WASHINGTON — Long is the list of problems Congress has addressed with short-term answers.
WASHINGTON — Long is the list of problems Congress has addressed with short-term answers.
When senators left town early Saturday after approving a brief extension of the nation’s highway and transit aid, they were following a well-worn path. If a program is about to expire and the two sides are stymied over what to do, Congress often keeps the program alive temporarily and revisits the problem later.
The two-month rescue of the highway trust fund is Congress’ 33rd short-term patch of that program since 2008, the Transportation Department says. Lawmakers have approved another 101 measures temporarily keeping federal agencies open since it last completed all its spending bills on time in 1997, according to the nonpartisan Congressional Research Service.
Lawmakers have also used short extensions to address expiring tax breaks, avoid federal defaults and keep agriculture and other programs from grinding to a halt, frustrating government agencies craving stability.
“If we were a company, we’d be bankrupt,” said Sen.

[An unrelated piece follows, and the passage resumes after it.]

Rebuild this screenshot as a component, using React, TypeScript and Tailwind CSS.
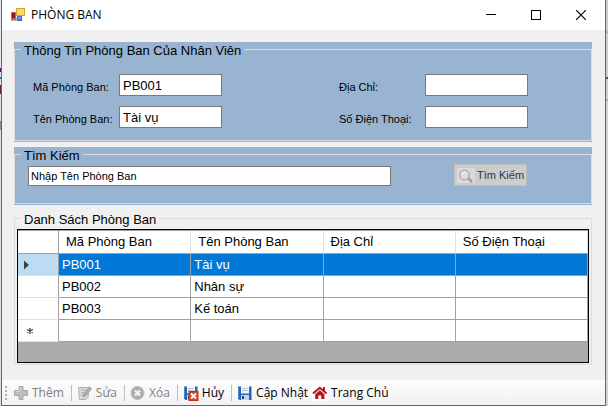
import type { ReactNode } from "react";

function AppIcon() {
  return (
    <svg width="14" height="14" viewBox="0 0 14 14">
      <rect x="5" y="0" width="9" height="8" fill="#d9a02a" />
      <rect x="6" y="1" width="7" height="6" fill="#f9dc62" />
      <rect x="0" y="4" width="5" height="8" fill="#c4625e" />
      <rect x="1" y="5" width="3" height="5" fill="#a01414" />
      <rect x="6" y="8" width="5" height="5" fill="#2f6fd8" />
      <rect x="7" y="9" width="3" height="2" fill="#6f9fee" />
      <path d="M0 12.500h5M5.500 9v4" stroke="#b9b9c4" />
    </svg>
  );
}

function PlusIcon() {
  return (
    <svg width="16" height="16" viewBox="0 0 16 16">
      <path d="M6 1.500h4v4h4.500v5H10v4H6v-4H1.500v-5H6z" fill="#bdbdbd" stroke="#a9a9a9" />
      <path d="M7 2.500v4H2.500" fill="none" stroke="#d6d6d6" />
    </svg>
  );
}

function EditIcon() {
  return (
    <svg width="16" height="16" viewBox="0 0 16 16">
      <path d="M1.500 2.500h10.500l-1 10-2 2H2.500z" fill="#dadada" stroke="#b0b0b0" />
      <path d="M4 5h5M4 7.500h3M4 10h2" stroke="#b4b4b4" />
      <path d="M6 12l1-3.500L12.500 2l2 1.700L8.800 10.500z" fill="#b0b0b0" stroke="#9c9c9c" />
    </svg>
  );
}

function DeleteIcon() {
  return (
    <svg width="16" height="16" viewBox="0 0 16 16">
      <circle cx="7.500" cy="8" r="6.500" fill="#acacac" stroke="#bcbcbc" />
      <path d="M4.900 5.400l5.200 5.200M10.100 5.400l-5.200 5.200" stroke="#f2f2f2" strokeWidth="2.200" />
    </svg>
  );
}

function SaveIcon({ cancel = false }: { cancel?: boolean }) {
  return (
    <svg width="16" height="16" viewBox="0 0 16 16">
      <path d="M1 1.500h13.500v13.500H2.500L1 13.500z" fill="#2465b5" />
      <path d="M1.500 2v11" stroke="#4d88cf" />
      <rect x="4" y="1" width="8" height="7.500" fill="#f4f7fb" />
      <path d="M5 3.500h6M5 5.500h6" stroke="#b4bfcd" />
      <rect x="4" y="10" width="8" height="5" fill="#c8d5e4" />
      <rect x="5" y="11" width="2" height="3" fill="#174987" />
      {cancel && (
        <>
          <rect x="6" y="6.500" width="9" height="9" fill="#dc4026" stroke="#c03218" />
          <path d="M8 8.500l5 5M13 8.500l-5 5" stroke="#fff" strokeWidth="2" />
        </>
      )}
    </svg>
  );
}

function HomeIcon() {
  return (
    <svg width="16" height="16" viewBox="0 0 16 16">
      <rect width="16" height="16" fill="#fff" />
      <path d="M11 2h2v4h-2z" fill="#bd1118" />
      <path d="M1 8.500L7.800 2.800l6.700 5.700" fill="none" stroke="#bd1118" strokeWidth="2" />
      <path d="M3.200 9.200L7.800 5.300l4.600 3.900V14H9.300v-3.500h-3V14H3.200z" fill="#bd1118" />
    </svg>
  );
}

function SearchIcon() {
  return (
    <svg width="18" height="15" viewBox="0 0 18 15">
      <rect width="18" height="15" fill="#dadada" />
      <path d="M11 10l4 4" stroke="#a0a0a0" strokeWidth="2.500" />
      <circle cx="7.500" cy="7" r="4.800" fill="#e0e0e0" stroke="#b0b0b0" strokeWidth="1.500" />
      <path d="M5 6.500a3 3 0 0 1 3-2.500" fill="none" stroke="#f6f6f6" />
    </svg>
  );
}

function Group({ title, className, children }: { title: string; className: string; children: ReactNode }) {
  return (
    <section className={className}>
      <fieldset className="min-w-0 border border-[#dcdcdc]">
        <legend className="ml-[6px] h-[15px] px-[3px] text-[13px] leading-[17px]">{title}</legend>
        {children}
      </fieldset>
    </section>
  );
}

function Field({ id, label, value = "" }: { id: string; label: string; value?: string }) {
  return (
    <>
      <label htmlFor={id} className="pt-[5px] text-[11px] leading-4 whitespace-nowrap">{label}</label>
      <input id={id} type="text" defaultValue={value} className="h-[22px] w-full border border-[#7a7a7a] bg-white px-[3px] text-[13px] outline-none" />
    </>
  );
}

function ToolButton({ icon, label, disabled = false }: { icon: ReactNode; label: string; disabled?: boolean }) {
  return (
    <button type="button" disabled={disabled} className="flex h-full items-center gap-[3px] px-[2px] text-black disabled:text-[#7f7f7f]">
      {icon}
      {label}
    </button>
  );
}

function Separator() {
  return <span className="mr-[3px] ml-[5px] h-4 w-px bg-[#bdbdbd]" />;
}

const columns = ["Mã Phòng Ban", "Tên Phòng Ban", "Địa Chỉ", "Số Điện Thoại"];
const rows = [
  ["PB001", "Tài vụ", "", ""],
  ["PB002", "Nhân sự", "", ""],
  ["PB003", "Kế toán", "", ""],
  ["", "", "", ""],
];

export default function App() {
  return (
    <div className="flex font-['Liberation_Sans',Arial,sans-serif] text-black">
      <div className="w-px shrink-0 bg-[linear-gradient(#e4e6ea_0_68px,#402040_68px_72px,#e4e6ea_72px_77px,#1a76c4_77px_79px,#e4e6ea_79px_85px,#6a1e48_85px_94px,#e0e0e0_94px_121px,#8c8c8c_121px_130px,#dedede_130px)]" />
      <div className="min-w-0 flex-1 border-x border-b border-[#1979ca] bg-[#f0f0f0]">
        <header className="flex h-[30px] items-center bg-white pr-[2px] pl-[9px]">
          <AppIcon />
          <h1 className="flex-1 pl-[6px] font-['Open_Sans','Noto_Sans',sans-serif] text-[12px]">PHÒNG BAN</h1>
          <button type="button" aria-label="Minimize" className="flex h-full w-[45px] items-center justify-center">
            <svg width="10" height="10"><path d="M0 4.500h10" stroke="#000" /></svg>
          </button>
          <button type="button" aria-label="Maximize" className="flex h-full w-[45px] items-center justify-center">
            <svg width="10" height="10"><rect x="0.500" y="0.500" width="9" height="9" fill="none" stroke="#000" /></svg>
          </button>
          <button type="button" aria-label="Close" className="flex h-full w-[45px] items-center justify-center">
            <svg width="10" height="10"><path d="M0 0l10 10M10 0L0 10" stroke="#000" strokeWidth="1.200" /></svg>
          </button>
        </header>

        <main className="pt-3 pr-[13px] pb-[15px] pl-3">
          <Group title="Thông Tin Phòng Ban Của Nhân Viên" className="bg-[#99b4d1] pb-px">
            <div className="grid grid-cols-[86px_103px_1fr_86px_103px] gap-y-[10px] pt-[17px] pr-[63px] pb-3 pl-[18px]">
              <Field id="code" label="Mã Phòng Ban:" value="PB001" />
              <span />
              <Field id="address" label="Địa Chỉ:" />
              <Field id="name" label="Tên Phòng Ban:" value="Tài vụ" />
              <span />
              <Field id="phone" label="Số Điện Thoại:" />
            </div>
          </Group>

          <Group title="Tìm Kiếm" className="mt-[5px] bg-[#99b4d1] pb-px">
            <div className="flex items-end gap-[63px] pt-[2px] pr-16 pb-[17px] pl-[13px]">
              <input type="text" aria-label="Tìm Kiếm" defaultValue="Nhập Tên Phòng Ban" className="h-5 min-w-0 flex-1 border border-[#7a7a7a] bg-white px-[2px] text-[11px] outline-none" />
              <button type="button" disabled className="flex h-[22px] w-[73px] items-center gap-[2px] border border-[#bfbfbf] bg-[#cccccc] pl-[2px] text-[11px] whitespace-nowrap text-[#2a3550]">
                <SearchIcon />
                Tìm Kiếm
              </button>
            </div>
          </Group>

          <Group title="Danh Sách Phòng Ban" className="mt-[6px]">
            <div className="mx-[2px] mt-[3px] mb-px border border-black bg-[#ababab] pb-5">
              <table className="w-full table-fixed border-separate border-spacing-0 bg-white text-[13px] leading-4">
                <colgroup>
                  <col className="w-[41px]" />
                  <col />
                  <col />
                  <col />
                  <col />
                </colgroup>
                <thead>
                  <tr className="h-6">
                    <th className="border-t border-r border-b border-[#a0a0a0] p-0" />
                    {columns.map((c) => (
                      <th key={c} className="border-t border-r border-b border-t-[#a0a0a0] border-r-[#e0e0e0] border-b-[#a0a0a0] py-0 pr-0 pl-[7px] text-left font-normal">{c}</th>
                    ))}
                  </tr>
                </thead>
                <tbody>
                  {rows.map((r, i) => (
                    <tr key={i} className={i === 0 ? "h-[22px] bg-[#0078d7] text-white" : "h-[22px]"}>
                      <th scope="row" className={`border-r border-b border-r-[#a0a0a0] border-b-[#e0e0e0] py-0 pr-0 pl-[6px] ${i === 0 ? "bg-[#bcdcf4]" : ""}`}>
                        {i === 0 && <svg width="6" height="10" className="block"><path d="M0 0.500l5 4.500-5 4.500z" fill="#404040" /></svg>}
                        {i === 3 && (
                          <svg width="10" height="8" viewBox="0 0 10 8" className="block">
                            <path d="M6 1v6M3 2.500l6 3M9 2.500l-6 3" stroke="#404040" strokeWidth="1.300" />
                          </svg>
                        )}
                      </th>
                      {r.map((v, j) => (
                        <td key={j} className="border-r border-b border-[#a0a0a0] py-0 pr-0 pl-[3px]">{v}</td>
                      ))}
                    </tr>
                  ))}
                </tbody>
              </table>
            </div>
          </Group>
        </main>

        <footer className="flex h-[25px] items-center bg-gradient-to-b from-[#fdfdfd] to-[#f1f1f1] pl-[3px] font-['Open_Sans','Noto_Sans',sans-serif] text-[12px] leading-4 whitespace-nowrap">
          <svg width="6" height="16"><path d="M1 1v14" stroke="#b0b0b0" strokeWidth="2" strokeDasharray="2 2" /></svg>
          <ToolButton icon={<PlusIcon />} label="Thêm" disabled />
          <Separator />
          <ToolButton icon={<EditIcon />} label="Sửa" disabled />
          <Separator />
          <ToolButton icon={<DeleteIcon />} label="Xóa" disabled />
          <Separator />
          <ToolButton icon={<SaveIcon cancel />} label="Hủy" />
          <Separator />
          <ToolButton icon={<SaveIcon />} label="Cập Nhật" />
          <ToolButton icon={<HomeIcon />} label="Trang Chủ" />
        </footer>
      </div>
      <div className="w-[2px] shrink-0 bg-[linear-gradient(#cdcdcd_0_31px,#a8a8a8_31px_33px,#cfcfcf_33px_77px,#1060a8_77px_79px,#cfcfcf_79px_99px,#a8a8a8_99px_101px,#d4d4d4_101px)]" />
    </div>
  );
}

Johnny Isakson, R-Ga.
Lawmakers failed to resolve another dispute — the fate of the nation’s domestic surveillance program — with a short-term fix.
Backed by President Barack Obama, the House overwhelmingly approved legislation last week phasing out the National Security Agency’s collection and storage of Americans’ telephone records. Early Saturday, senators blocked that bill and other short-term extensions, and plan to return May 31 to address the issue.
Without congressional action, laws authorizing that and two other surveillance programs would expire at midnight May 31, which officials say would hurt intelligence gathering.
The fallback, short-term strategy has been used by both parties and draws plenty of critics, who say it lets lawmakers postpone making uncomfortable choices. They cite that inaction as a reason why Congress’ popularity remains abysmal: In a poll this month by the nonpartisan Pew Research Center, just 22 percent approve of the job congressional leaders are doing.
“Members find it easier to put off decisions rather than make decisions,” said Thomas Schatz, president of the conservative-leaning Citizens Against Government Waste. “There are no consequences for failing to act.”
Leaders argue that while no one prefers short-term legislation, it buys time to seek longer-term solutions while keeping popular programs afloat.
“Some of this is hard. And particularly on the money side,” No. 2 Senate GOP leader John Cornyn of Texas said in explaining why Congress resorts to short-term fixes, frequently due to disputes over how to pay for programs.
The highway bill is a good example. The government’s ability to spend money from the highway trust fund expires May 31. There is bipartisan support for a long-term extension of the highway program, but little agreement over how to pay for it.
The highway trust fund is financed chiefly by federal taxes on gasoline and diesel fuel that have not been increased since 1993 under President Bill Clinton. A few lawmakers would raise that tax, while other proposals include collecting more taxes from American companies doing business abroad.
An extension through July “was not our preferred path forward,” House Transportation Committee Chairman Bill Shuster, R-Pa., said last week as his chamber approved the bill. But he said it would meet “an immediate, critical need” of keeping road projects going into the summer and preventing layoffs.
Still, the two-month extension was an easy target for others, who said state and local governments need the certainty of long-term financing to build and plan road projects.
“What can you build in 60 days? Well, you can fill a pothole,” said No. 2 Senate Democratic leader Dick Durbin of Illinois.
In a noteworthy departure from its pattern of temporary fixes, Congress voted overwhelmingly in April to resolve one nagging problem and permanently change how Medicare reimburses doctors.
Lawmakers had voted 17 times since 2003 to temporarily block a 1997 law that would have forced cuts in doctors’ Medicare fees, reductions that threatened to make it harder for elderly Medicare recipients to find medical care.
Tired of the relentless pressure to prevent the cuts, House Speaker John Boehner, R-Ohio, and Minority Leader Nancy Pelosi, D-Calif., struck a compromise revamping the payment system, with most of the 10-year, $214 billion costs coming from increased federal borrowing.